22.   The Court Order Interest Act (COIA) applies to the CRT. Mr. Meier is entitled to pre-judgment interest on the deductible from August 23, 2021, to the date of this decision. This equals $44.88.

23.   Under section 49 of the CRTA and CRT rules, the CRT will generally order an unsuccessful party to reimburse a successful party for CRT fees and reasonable dispute-related expenses. I find that Mr. Meier was substantially successful, so he is entitled to reimbursement of $125 in CRT fees.

24.   Mr. Meier also claims $45 as the cost of “expert evidence”. However, there is no expert report in evidence. Instead, there is a $45 invoice from the strata council president that appears to be for her time finding relevant documents for Mr. Meier.

25.   A strata corporation may charge an owner up to $0.25 per page for records under section 35 and 36 of the Strata Property Act and associated regulation.

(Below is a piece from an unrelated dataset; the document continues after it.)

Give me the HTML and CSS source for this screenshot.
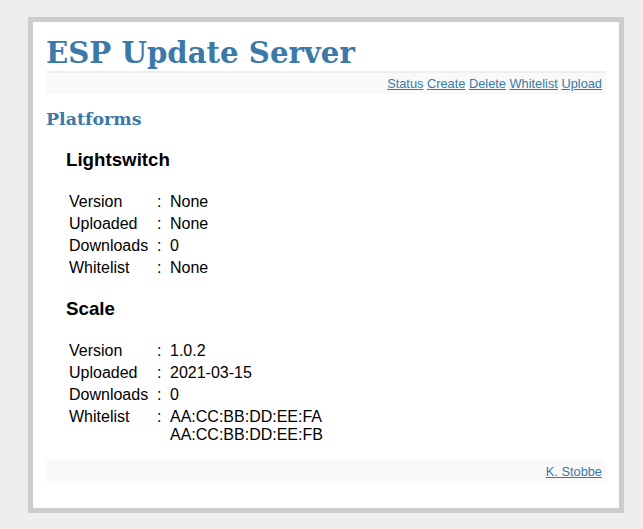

However, there is nothing in the SPA that would permit a strata council president to charge an owner personally for that same service. I therefore find that this is not an appropriate dispute-related expense, and I dismiss it.

ORDERS

26.  Within 30 days of the date of this order, I order Ms. Dietz to pay Mr. Meier a total of $1,169.88, broken down as follows:

a.    $1,000 in damages,

b.    $44.89 in pre-judgment interest under the COIA, and

c.    $125 in CRT fees.

27.  Mr. Meier is entitled to post-judgment interest, as applicable.

28.  I dismiss Mr. Meier’s remaining claims.

29.  Under section 58.1 of the CRTA, a validated copy of the CRT’s order can be enforced through the Provincial Court of British Columbia. Once filed, a CRT order has the same force and effect as an order of the Provincial Court of British Columbia.